Dynamical and Reversible Control of Topological Spin Textures

TL;DR

This paper demonstrates that high-frequency laser fields can dynamically and reversibly control magnetic interactions and topological spin textures like Skyrmions, enabling tunable magnetic properties in various materials.

Contribution

It introduces a method to manipulate magnetic interactions and Skyrmion features dynamically using laser fields, expanding control over topological spin textures.

Findings

Laser fields can reverse antiferromagnetic to ferromagnetic exchange interactions.

Dzyaloshinskii-Moriya interactions can be tuned to stabilize Skyrmions.

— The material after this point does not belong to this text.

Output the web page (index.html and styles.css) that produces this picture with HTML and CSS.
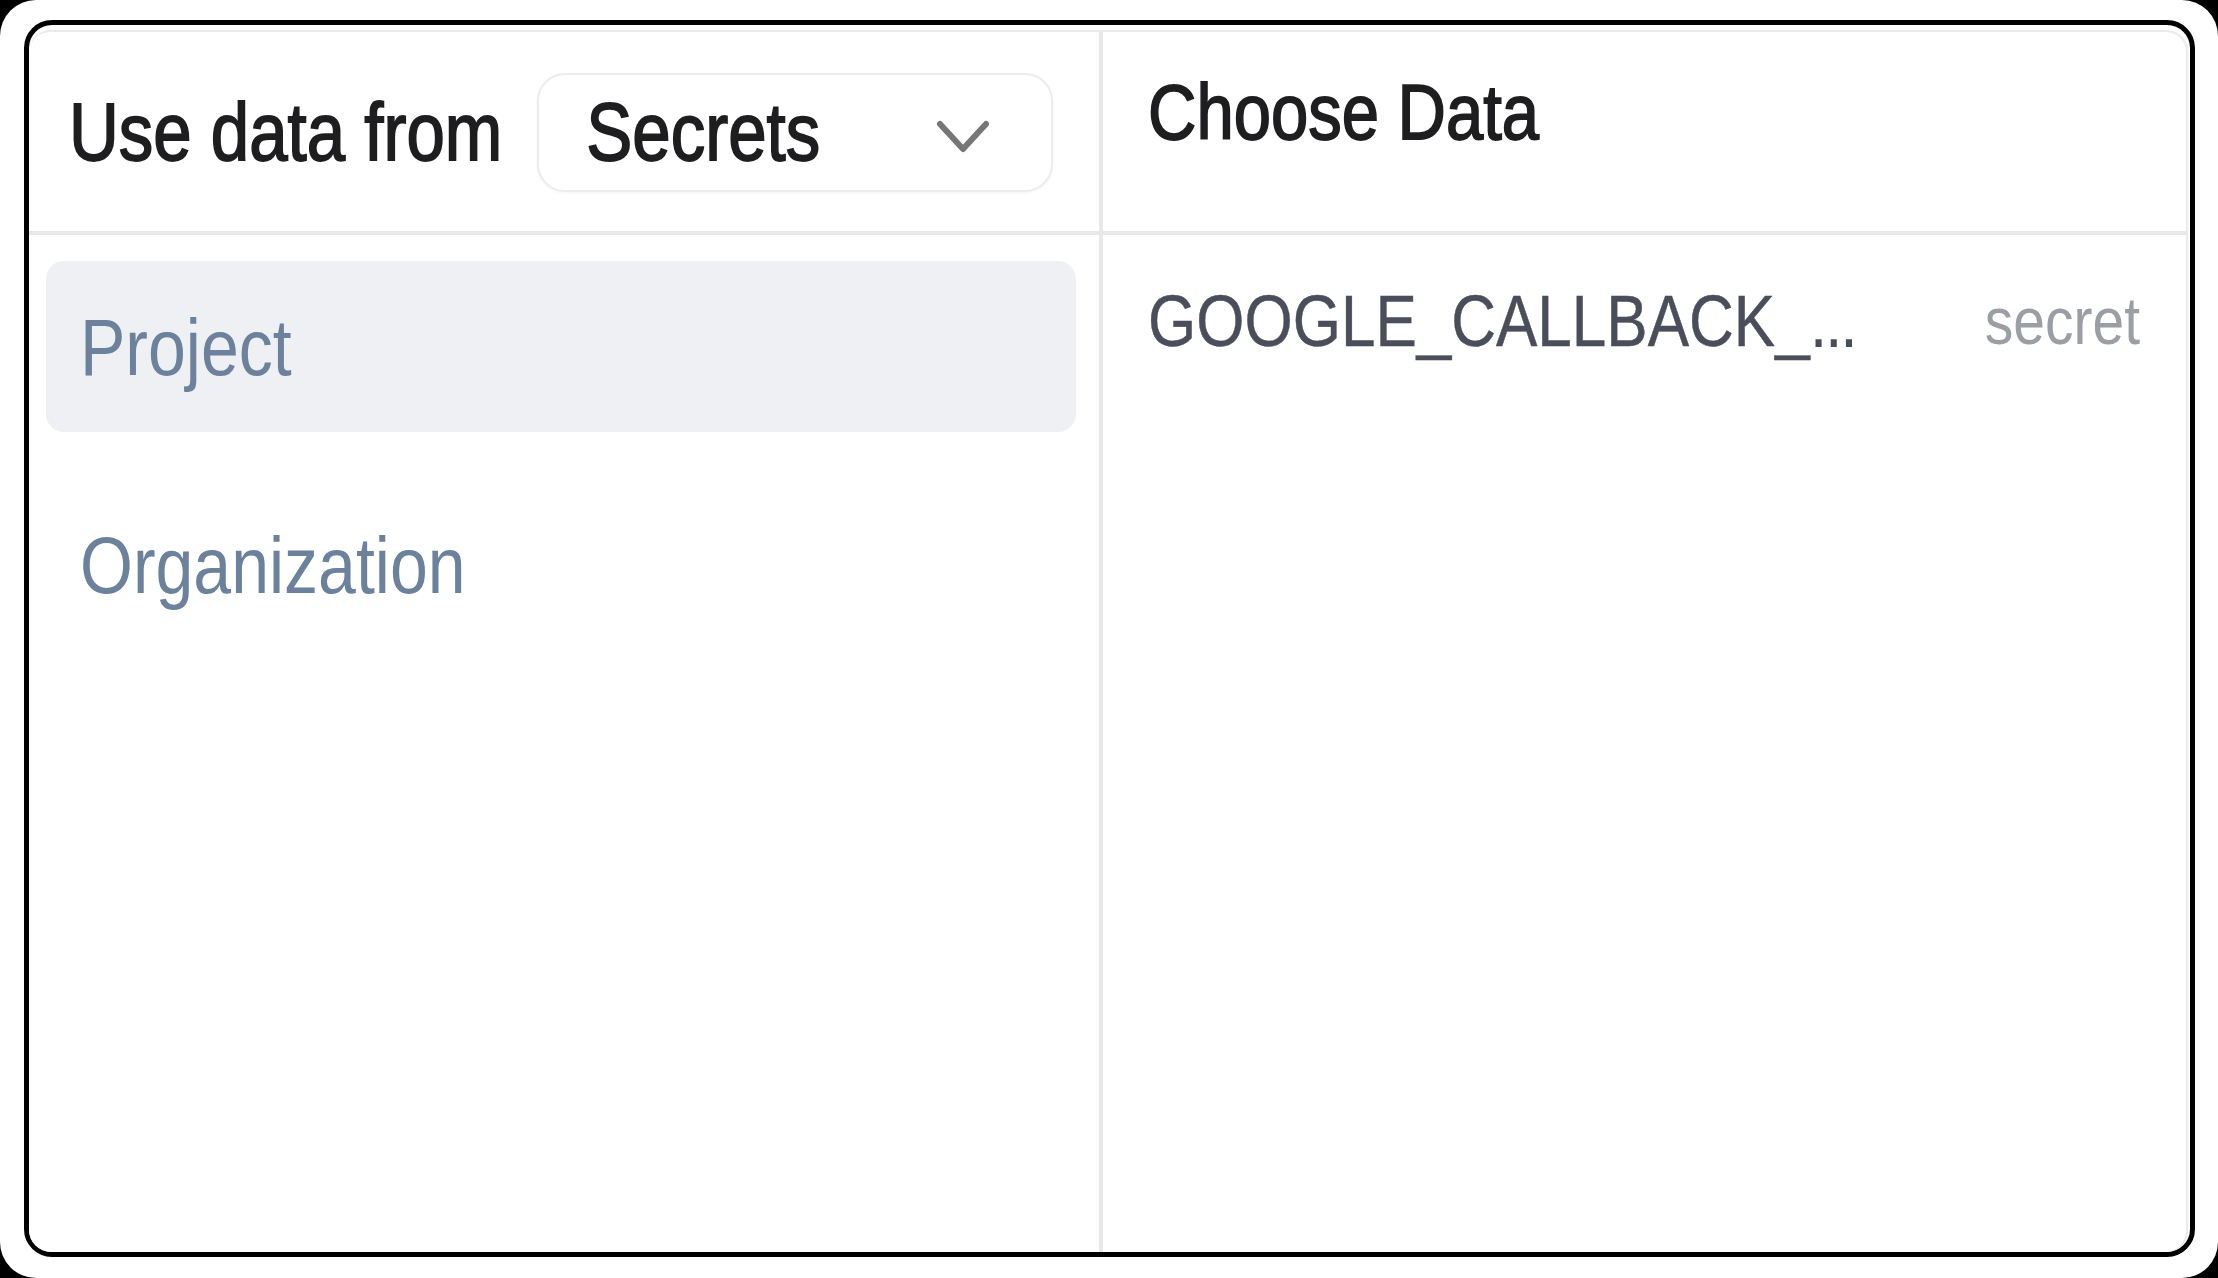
FILE: index.html
```html
<!DOCTYPE html>
<html lang="en">
<head>
<meta charset="utf-8">
<title>Choose Data</title>
<link rel="stylesheet" href="styles.css">
</head>
<body>
<div class="frame">
  <div class="outline">
    <div class="card">
      <div class="col col-left">
        <div class="head head-left">
          <span class="t label">Use data from</span>
          <div class="select">
            <span class="t select-value">Secrets</span>
            <svg class="chev" width="56" height="38" viewBox="0 0 56 38" aria-hidden="true">
              <polyline points="5,6 28,31 51,6" fill="none" stroke="#767678" stroke-width="6" stroke-linecap="round" stroke-linejoin="round"/>
            </svg>
          </div>
        </div>
        <div class="list">
          <div class="item active"><span class="t item-text">Project</span></div>
          <div class="item"><span class="t item-text">Organization</span></div>
        </div>
      </div>
      <div class="col col-right">
        <div class="head head-right">
          <span class="t title">Choose Data</span>
        </div>
        <div class="rows">
          <div class="row">
            <span class="t name">GOOGLE_CALLBACK_<span class="dots">…</span></span>
            <span class="t kind">secret</span>
          </div>
        </div>
      </div>
    </div>
  </div>
</div>
</body>
</html>
```

FILE: styles.css
```css
* { box-sizing: border-box; }

html, body {
  margin: 0;
  padding: 0;
  background: #000;
}

body {
  width: 2218px;
  height: 1278px;
  overflow: hidden;
  font-family: "Liberation Sans", Arial, sans-serif;
}

.frame {
  width: 2218px;
  height: 1278px;
  background: #fff;
  border-radius: 36px;
  padding: 20px 23px 21px 24px;
}

.outline {
  width: 100%;
  height: 100%;
  border: 5px solid #000;
  border-radius: 28px;
  padding: 5px 2px 0 0;
  background: #fff;
}

.card {
  width: 100%;
  height: 100%;
  border: 2px solid #ebebeb;
  border-left: none;
  border-bottom: none;
  border-radius: 22px;
  box-shadow: 0 0 3px rgba(0, 0, 0, 0.06);
  display: flex;
  overflow: hidden;
  background: #fff;
}

.col {
  display: flex;
  flex-direction: column;
  height: 100%;
}

.col-left {
  width: 1074px;
  flex: none;
  border-right: 4px solid #e8e8e8;
}

.col-right {
  flex: 1;
  min-width: 0;
}

.head {
  height: 203px;
  flex: none;
  border-bottom: 4px solid #e8e8e8;
  display: flex;
}

.t {
  display: inline-block;
  transform: scaleY(1.17);
  line-height: 1;
  white-space: nowrap;
}

.head-left {
  align-items: center;
  padding: 2px 0 0 40px;
}

.label {
  font-size: 69px;
  color: #1e1e20;
  -webkit-text-stroke: 1.5px #1e1e20;
}

.select {
  margin-left: 35px;
  width: 516px;
  height: 119px;
  border: 2px solid #ececec;
  border-radius: 28px;
  box-shadow: 0 1px 3px rgba(0, 0, 0, 0.05);
  display: flex;
  align-items: center;
  justify-content: space-between;
  padding: 0 60px 0 47px;
}

.select-value {
  font-size: 69px;
  color: #1e1e20;
  -webkit-text-stroke: 1.5px #1e1e20;
}

.chev {
  display: block;
  margin-top: 8px;
}

.head-right {
  align-items: flex-start;
  padding: 46px 0 0 45px;
}

.title {
  font-size: 67px;
  color: #1e1e20;
  -webkit-text-stroke: 1.5px #1e1e20;
}

.list {
  display: flex;
  flex-direction: column;
  gap: 47px;
  padding: 26px 23px 0 17px;
}

.item {
  height: 171px;
  border-radius: 18px;
  display: flex;
  align-items: center;
  padding-left: 34px;
}

.item.active {
  background: #eef0f3;
}

.item-text {
  font-size: 68px;
  color: #6b819c;
}

.rows {
  padding: 26px 46px 0 45px;
}

.row {
  height: 120px;
  display: flex;
  align-items: center;
  justify-content: space-between;
}

.name {
  font-size: 62px;
  color: #4a4e5b;
  -webkit-text-stroke: 0.4px #4a4e5b;
}

.dots {
  font-size: 48px;
  letter-spacing: -2px;
  -webkit-text-stroke: 1.5px #4a4e5b;
}

.kind {
  font-size: 57px;
  color: #9b9ea5;
}
```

Laser-induced frustration can drive materials into Skyrmionic phases.

Abstract

Recent observations of topological spin textures brought spintronics one step closer to new magnetic memories. Nevertheless, the existence of Skyrmions, as well as their stabilization, require very specific intrinsic magnetic properties which are usually fixed in magnets. Here we address the possibility to dynamically control their intrinsic magnetic interactions by varying the strength of a high-frequency laser field. It is shown that drastic changes can be induced in the antiferromagnetic exchange interactions and the latter can even be reversed to become ferromagnetic, provided the direct exchange is already non-negligible in equilibrium as predicted, for example, in Si doped with C, Sn, or Pb adatoms. In the presence of Dzyaloshinskii-Moriya interactions, this enables us to tune features of ferromagnetic Skyrmions such as their radius, making them easier to stabilize. Alternatively, such topological spin textures can occur in frustrated triangular lattices. Then, we demonstrate that a high-frequency laser field can induce dynamical frustration in antiferromagnets, where the degree of frustration can subsequently be tuned suitably to drive the material toward a Skyrmionic phase.